Hubs don't actually separate your network traffic - they just connect every PC together on the same network segment. This can become a problem because the way standard Ethernet traffic works is that if 2 PC's on the same segment try to communicate at the same time, they'll over-write each other and neither message will get through. So the clients will wait a random amount of time and try to send their data again, and if they collide again, they'll wait some more and try again - rinse and repeat until the packet times out. A "Collision Storm" is where you have multiple PC's all trying to talk at the same time and that essentially plugs up the line and no-one can talk. Watching that happen from a PC would look exactly as you describe - at 1st it may seem OK, then latency will increase slowly at first, then snowballing to the point where nothing gets through. In this situation the overall bandwidth being successfully used is quite small, but the latency can be extreme.
I know I even use the terms hub and switch interchangably myself sometimes even though I know the difference. Your situation used to be a common problem back when people used hubs - especially on small networks, but starting in the 90's switches became just as cheap as hubs so everyone switched (no pun intended) to using switches instead.
Multiboxing is probably the perfect storm (OK that pun was somewhat intended) in terms of causing collision storms. You have multiple clients all trying to communicate at the exact same time - every time you hit a button.
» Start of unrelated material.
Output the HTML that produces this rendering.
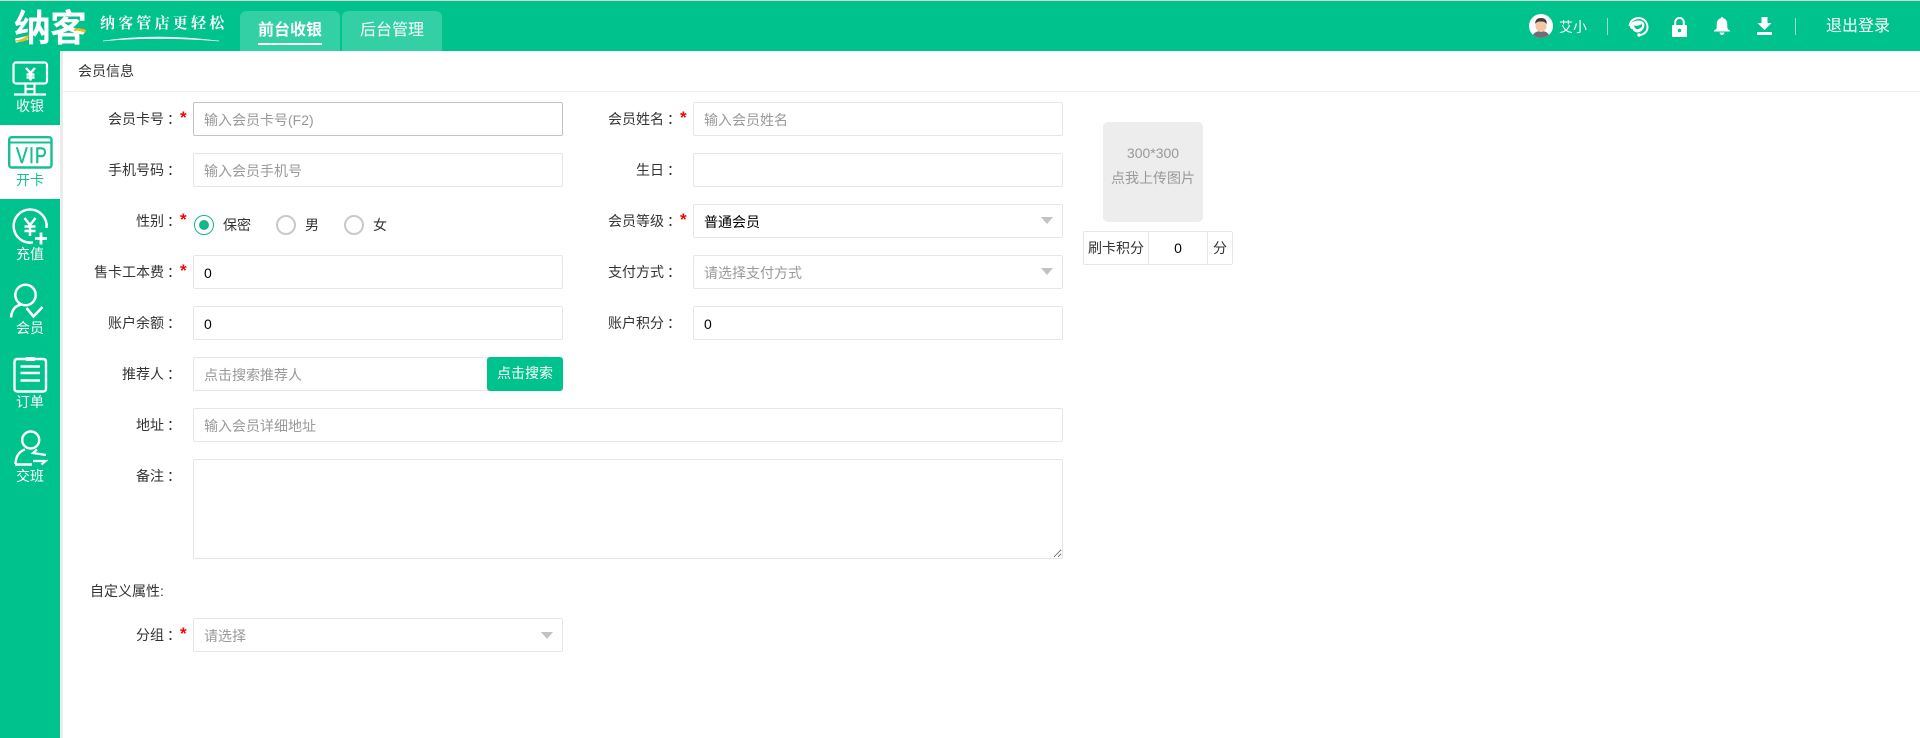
<!DOCTYPE html>
<html lang="zh">
<head>
<meta charset="utf-8">
<title>会员信息</title>
<style>
*{box-sizing:border-box}
html,body{margin:0;padding:0;width:1920px;height:738px;overflow:hidden;background:#fff}
body{position:relative;font-family:"Liberation Sans","Noto Sans CJK SC",sans-serif;font-size:14px;color:#333}
.a{position:absolute}
.top{left:0;top:0;width:1920px;height:51px;background:#00c28c;border-top:1px solid #cfd8d5}
.tab{top:11px;width:100px;height:40px;background:#33cfa5;border-radius:6px 6px 0 0}
.tabt{top:19px;height:23px;line-height:23px;font-size:16px;color:#fff;white-space:nowrap}
.side{left:0;top:51px;width:60px;height:687px;background:#00c28c}
.strip{left:60px;top:51px;width:3px;height:687px;background:#ececec}
.vip{left:0;top:125px;width:60px;height:74px;background:#fff}
.st{left:0;width:60px;text-align:center;color:#fff;font-size:14px;line-height:18px;height:18px}
.l{left:0;height:20px;line-height:20px;text-align:right;white-space:nowrap;color:#333}
.l i{font-style:normal;position:relative;left:3px}
.star{color:#f00;height:20px;line-height:20px;font-size:17px;font-weight:700;margin-top:1px}
.i{height:34px;background:#fff;border:1px solid #e6e6e6;border-radius:2px;padding:0 10px;line-height:34px;color:#000;white-space:nowrap}
.ph{color:#999}
.c1{left:193px;width:370px}
.c2{left:693px;width:370px}
.w{left:193px;width:870px}
.tri{width:0;height:0;border-left:6px solid transparent;border-right:6px solid transparent;border-top:7px solid #c2c2c2}
.r{width:20px;height:20px;border-radius:50%;border:2px solid #c9c9c9;background:#fff}
.rt{height:20px;line-height:20px;color:#333}
textarea{display:block;margin:0;padding:0;outline:0;font:inherit}
</style>
</head>
<body>
<div class="a top"></div>

<!-- logo -->
<div class="a" style="left:14px;top:8px;height:42px;line-height:42px;font-size:37px;font-weight:700;color:#fff;letter-spacing:-1px;white-space:nowrap">纳客</div>
<svg class="a" style="left:10px;top:8px" width="85" height="40" viewBox="0 0 85 40"><path d="M5 32 Q12 33 19 26 L17 32 Q11 35 5 33Z" fill="#f5b921"/><path d="M64 21 Q70 19 76 22 L75 25 Q70 22 64 23Z" fill="#f5b921"/></svg>
<div class="a" style="left:100px;top:11px;height:24px;line-height:24px;font-family:'Noto Serif CJK SC',serif;font-size:15px;font-weight:700;letter-spacing:3.2px;color:#fff;white-space:nowrap">纳客管店更轻松</div>
<svg class="a" style="left:100px;top:32px" width="125" height="12" viewBox="0 0 125 12"><path d="M3 9 Q55 1 119 9 Q55 4 3 9Z" fill="#fff" stroke="#fff" stroke-width=".5"/></svg>

<!-- tabs -->
<div class="a tab" style="left:240px"></div>
<div class="a tab" style="left:342px"></div>
<div class="a tabt" style="left:258px;font-weight:700">前台收银</div>
<div class="a" style="left:258px;top:43px;width:64px;height:2px;background:#fff"></div>
<div class="a tabt" style="left:360px">后台管理</div>

<!-- right of the header -->
<svg class="a" style="left:1529px;top:14px" width="24" height="24" viewBox="0 0 24 24"><defs><clipPath id="av"><circle cx="12" cy="12" r="12"/></clipPath></defs><circle cx="12" cy="12" r="12" fill="#fff"/><g clip-path="url(#av)"><path d="M3 24 Q4 17 12 17 Q20 17 21 24Z" fill="#6f6f78"/><ellipse cx="12" cy="11.5" rx="5.5" ry="6.5" fill="#f3c6a5"/><path d="M6.2 10 Q6 4 12 4 Q18 4 17.8 10 Q15 7 12 7.6 Q8 7.2 6.2 10Z" fill="#3f3f3f"/></g></svg>
<div class="a" style="left:1559px;top:17px;height:20px;line-height:20px;color:#fff">艾小</div>
<div class="a" style="left:1607px;top:18px;width:1px;height:17px;background:rgba(255,255,255,.55)"></div>
<svg class="a" style="left:1627px;top:14px" width="23" height="24" viewBox="0 0 23 24"><path d="M2.500 12 A9 9 0 1 1 19.500 17 Q17 20.500 13 21" fill="none" stroke="#fff" stroke-width="2"/><path d="M3 12 Q5 6.500 11 6.500 Q17 6.500 17.500 11 Q17 17 11 18.500 Q7 18.500 5.500 15 Q3 15 3 12Z" fill="#fff"/><path d="M7 11.500 Q11 12.500 15 10 L15 12.500 Q13 15.500 9.500 15 Q7.500 14 7 11.500Z" fill="#00c28c"/><circle cx="12" cy="21" r="1.700" fill="#fff"/></svg>
<svg class="a" style="left:1672px;top:17px" width="15" height="20" viewBox="0 0 15 20"><path d="M3.2 8.5 V5.2 A4.3 4.3 0 0 1 11.8 5.2 V8.5" fill="none" stroke="#fff" stroke-width="2"/><rect x="0" y="8" width="15" height="12" rx="1" fill="#fff"/><circle cx="7.5" cy="13.5" r="1.7" fill="#00c28c"/></svg>
<svg class="a" style="left:1714px;top:17px" width="16" height="18" viewBox="0 0 16 18"><path d="M8 0 Q9.2 0 9.3 1.3 Q13.2 2.4 13.3 7 V10.5 Q13.5 12.5 16 13.5 V14.5 H0 V13.5 Q2.5 12.5 2.7 10.5 V7 Q2.8 2.4 6.7 1.3 Q6.8 0 8 0Z" fill="#fff"/><path d="M5.5 15.5 H10.5 Q9.8 18 8 18 Q6.2 18 5.5 15.5Z" fill="#fff"/></svg>
<svg class="a" style="left:1757px;top:17px" width="15" height="18" viewBox="0 0 15 18"><path d="M4.5 0 H10.5 V6 H14.5 L7.5 13 L0.5 6 H4.5Z" fill="#fff"/><rect x="0" y="15" width="15" height="3" fill="#fff"/></svg>
<div class="a" style="left:1795px;top:18px;width:1px;height:17px;background:rgba(255,255,255,.55)"></div>
<div class="a" style="left:1826px;top:15px;height:23px;line-height:23px;font-size:16px;color:#fff;white-space:nowrap">退出登录</div>

<!-- sidebar -->
<div class="a side"></div>
<div class="a strip"></div>
<div class="a vip"></div>

<svg class="a" style="left:0;top:51px" width="60" height="148" viewBox="0 0 60 148">
 <g fill="none" stroke="#fff" stroke-width="2.200">
  <rect x="13.500" y="11.500" width="33.500" height="21" rx="2.500"/>
  <path d="M25.500 33 V43 M34.500 33 V43 M25.500 38 H34.500 M14 43.500 H46"/>
  <path d="M26 17 L30.500 22 L35 17 M30.500 22 V29.500 M26.500 23.500 H34.500 M26.500 26.500 H34.500" stroke-width="2.400"/>
 </g>
 <g fill="none" stroke="#18bf91" stroke-width="2.400">
  <rect x="9.200" y="86.200" width="42.300" height="30.300" rx="2.500"/>
  <path d="M9 91.500 H51.500" stroke-width="2"/>
 </g>
</svg>
<div class="a" style="left:15.500px;top:145px;height:22px;line-height:22px;font-size:22px;letter-spacing:1.500px;color:#18bf91;-webkit-text-stroke:.5px #18bf91;white-space:nowrap;transform:scaleX(.8);transform-origin:0 0">VIP</div>

<svg class="a" style="left:0;top:199px" width="60" height="148" viewBox="0 0 60 148">
 <g fill="none" stroke="#fff" stroke-width="2.500">
  <path d="M46.500 29 A16.500 16.500 0 1 0 33 43.300"/>
  <path d="M24.500 19 L30 26 L35.500 19 M30 26 V37 M24.500 27.500 H35.500 M24.500 32 H35.500"/>
  <path d="M35 39.500 H47 M41 33.500 V45.500" stroke-width="2.800"/>
  <circle cx="25.500" cy="96" r="10.200"/>
  <path d="M11 118.500 Q12 107.500 21 105.500"/>
  <path d="M26.500 109 L33.500 117.500 L42.500 108" stroke-width="2.600"/>
 </g>
</svg>

<svg class="a" style="left:0;top:347px" width="60" height="148" viewBox="0 0 60 148">
 <g fill="none" stroke="#fff" stroke-width="2.400">
  <path d="M25 12 H17.500 Q14.500 12 14.500 15 V41.500 Q14.500 44.500 17.500 44.500 H43 Q46 44.500 46 41.500 V15 Q46 12 43 12 H35"/>
  <rect x="25.500" y="10.500" width="9.500" height="3" rx="1.500" fill="#fff" stroke-width="1"/>
  <path d="M20.500 19.500 H40 M20.500 26 H40 M20.500 33.500 H40"/>
  <circle cx="30.700" cy="93" r="8.500"/>
  <path d="M15.500 117 Q16 105.500 25 102.500 M15 117.500 H32"/>
  <path d="M37 102.500 L33 106 L46 108 M33 114 H45.500 L41.500 117.500" stroke-width="2.200"/>
 </g>
</svg>

<div class="a st" style="top:97px">收银</div>
<div class="a st" style="top:171px;color:#18bf91">开卡</div>
<div class="a st" style="top:245px">充值</div>
<div class="a st" style="top:319px">会员</div>
<div class="a st" style="top:393px">订单</div>
<div class="a st" style="top:467px">交班</div>

<!-- page head -->
<div class="a" style="left:78px;top:61px;height:20px;line-height:20px;color:#333">会员信息</div>
<div class="a" style="left:63px;top:91px;width:1857px;height:1px;background:#eee"></div>

<!-- column one -->
<div class="a l" style="top:109px;width:178px">会员卡号<i>：</i></div><div class="a star" style="left:180px;top:107px">*</div>
<div class="a i ph c1" style="top:102px;border-color:#c4c4c4">输入会员卡号(F2)</div>
<div class="a l" style="top:160px;width:178px">手机号码<i>：</i></div>
<div class="a i ph c1" style="top:153px">输入会员手机号</div>
<div class="a l" style="top:211px;width:178px">性别<i>：</i></div><div class="a star" style="left:180px;top:209px">*</div>
<div class="a r" style="left:194px;top:215px;border:1.500px solid #18b48a"></div>
<div class="a" style="left:199px;top:220px;width:10px;height:10px;border-radius:50%;background:#18b48a"></div>
<div class="a rt" style="left:223px;top:215px">保密</div>
<div class="a r" style="left:276px;top:215px"></div>
<div class="a rt" style="left:305px;top:215px">男</div>
<div class="a r" style="left:344px;top:215px"></div>
<div class="a rt" style="left:373px;top:215px">女</div>
<div class="a l" style="top:262px;width:178px">售卡工本费<i>：</i></div><div class="a star" style="left:180px;top:260px">*</div>
<div class="a i c1" style="top:255px">0</div>
<div class="a l" style="top:313px;width:178px">账户余额<i>：</i></div>
<div class="a i c1" style="top:306px">0</div>
<div class="a l" style="top:364px;width:178px">推荐人<i>：</i></div>
<div class="a i ph" style="left:193px;top:357px;width:296px">点击搜索推荐人</div>
<div class="a" style="left:487px;top:357px;width:76px;height:34px;background:#00c28c;border-radius:3px;color:#fff;text-align:center;line-height:33px">点击搜索</div>
<div class="a l" style="top:415px;width:178px">地址<i>：</i></div>
<div class="a i ph w" style="top:408px">输入会员详细地址</div>
<div class="a l" style="top:466px;width:178px">备注<i>：</i></div>
<textarea class="a" style="left:193px;top:459px;width:870px;height:100px;border:1px solid #e6e6e6;border-radius:2px;background:#fff"></textarea>
<div class="a" style="left:90px;top:581px;height:20px;line-height:20px;color:#333;white-space:nowrap">自定义属性:</div>
<div class="a l" style="top:625px;width:178px">分组<i>：</i></div><div class="a star" style="left:180px;top:623px">*</div>
<div class="a i ph c1" style="top:618px">请选择</div>
<div class="a tri" style="left:541px;top:632px"></div>

<!-- column two -->
<div class="a l" style="top:109px;width:678px">会员姓名<i>：</i></div><div class="a star" style="left:680px;top:107px">*</div>
<div class="a i ph c2" style="top:102px">输入会员姓名</div>
<div class="a l" style="top:160px;width:678px">生日<i>：</i></div>
<div class="a i c2" style="top:153px"></div>
<div class="a l" style="top:211px;width:678px">会员等级<i>：</i></div><div class="a star" style="left:680px;top:209px">*</div>
<div class="a i c2" style="top:204px">普通会员</div>
<div class="a tri" style="left:1041px;top:217px"></div>
<div class="a l" style="top:262px;width:678px">支付方式<i>：</i></div>
<div class="a i ph c2" style="top:255px">请选择支付方式</div>
<div class="a tri" style="left:1041px;top:268px"></div>
<div class="a l" style="top:313px;width:678px">账户积分<i>：</i></div>
<div class="a i c2" style="top:306px">0</div>

<!-- picture -->
<div class="a" style="left:1103px;top:122px;width:100px;height:100px;background:#ededed;border-radius:5px;text-align:center;color:#999">
 <div class="a" style="left:0;top:21px;width:100px;height:20px;line-height:20px">300*300</div>
 <div class="a" style="left:0;top:46px;width:100px;height:20px;line-height:20px">点我上传图片</div>
</div>
<div class="a" style="left:1083px;top:231px;width:66px;height:34px;border:1px solid #e6e6e6;border-radius:2px 0 0 2px;text-align:center;line-height:32px;color:#333">刷卡积分</div>
<div class="a" style="left:1148px;top:231px;width:60px;height:34px;border:1px solid #e6e6e6;text-align:center;line-height:32px;color:#000">0</div>
<div class="a" style="left:1207px;top:231px;width:26px;height:34px;border:1px solid #e6e6e6;border-radius:0 2px 2px 0;text-align:center;line-height:32px;color:#333">分</div>
</body>
</html>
By dumb luck, you'll likely cause multiple collisions every time you do anything in game - because its all trying to happen at the exact same time.
At least the fix is cheap - just replace your old hub with a cheap switch. Switches look almost exactly the same as switches, but the internal wiring is much different - instead of connecting every device together on the same network segment, a switch actually makes a separate network segment for each connection.